The Government has also changed tack with its energy bills support, stating that households can only expect guaranteed support until April 2023, despite Liz Truss’ promise to help households for the next two years.

The Chancellor said that it would be “irresponsible” for the government to continue exposing public finances to unlimited volatility in international gas prices. Instead, a Treasury-led review will be launched to consider how to support households and businesses with energy bills after April 2023.

However, Suter warned that the announcement “will send shockwaves” through households, who face soaring energy prices and the prospect of a struggle to pay their bills.

Suter added: “The indication from Hunt is that help will be targeted at those who need it the most from April onwards, rather than universal support regardless of income. However, there’s no guarantee that the support will be meaningful after April.”

The Government will also scrap plans to introduce a new VAT-free shopping scheme for non-UK visitors to Britain in a move that is worth around £2 billion a year and has reneged on a pledge to freeze alcohol duties in a move that will be worth around £600 million a year.
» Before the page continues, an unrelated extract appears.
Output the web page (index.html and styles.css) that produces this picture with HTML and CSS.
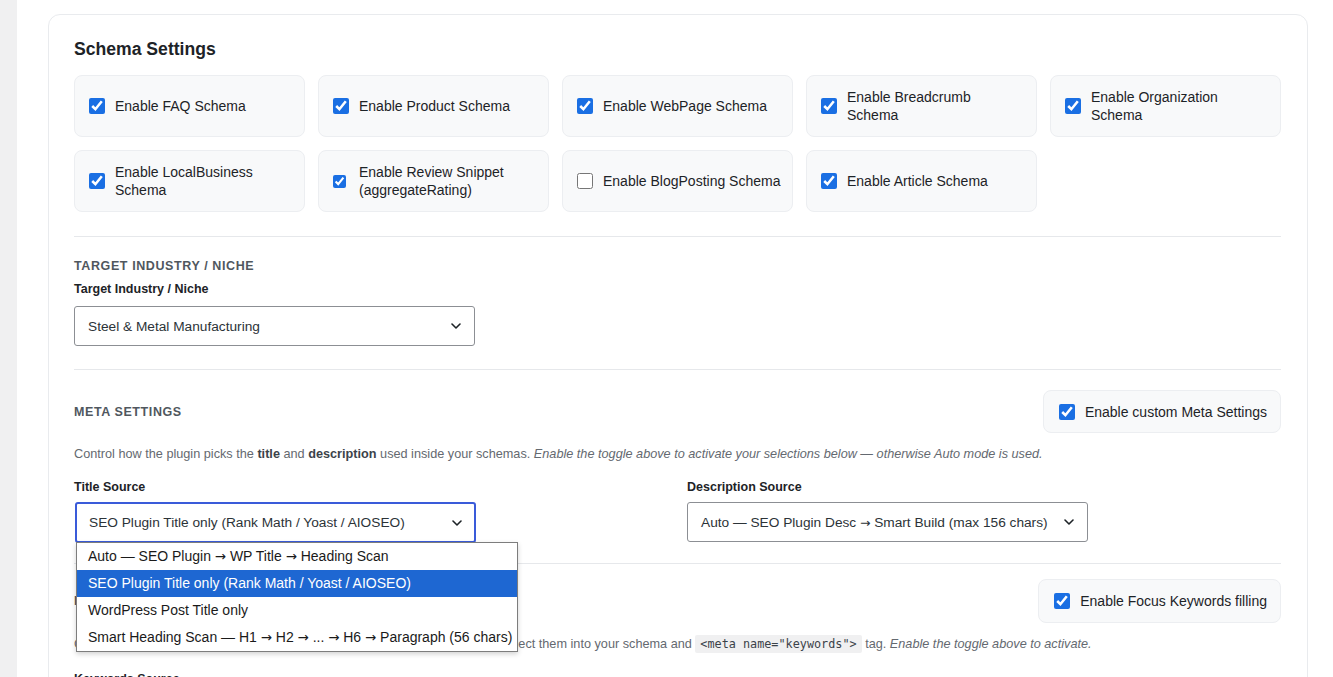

James Athey, investment director at abrdn, said: “The UK’s latest Chancellor is burnishing his more traditional conservative credentials with authority. The rolling back of planned tax cuts was the absolute minimum required but Jeremy Hunt is going further and this will provide greater relief to the gilt market. By introducing a more targeted approach to the energy relief package from April 2023, he is recognising the scale of fiscal mismatch which had been central to the problems in UK assets over the prior few weeks.

“The UK still faces an economically challenging year ahead with recession all but inevitable and still uncomfortably high inflation likely to feature for many months to come. That will of course keep pressure on the Bank of England to continue removing the monetary punchbowl at a rapid clip.

“Unfortunately for sterling, stagflation and lower interest rates are still not a particularly happy combination and thus with King Dollar still in the ascendency we suspect that the pound may struggle to recover further than it already has.”

Richard Carter, head of fixed interest research at Quilter Cheviot said Jeremy Hunt’s fiscal plan was helping to return “some semblance of credibility” to the government’s economic reputation, with bond markets welcoming his announcement.

Carter said: “All eyes now turn to the Bank of England and its next policy move. Hunt’s statement should reduce the need for the Bank of England to raise rates as aggressively as it might have done, but it is still struggling to bring inflation down and as such will need to act in some shape or form. With further pressure being placed on businesses and households and the long-term challenges of slowing growth, the risk of policy misstep only grows.

“In the short-term, however, this raises serious question marks over the future of the Prime Minister and as such further political volatility lies ahead for markets.”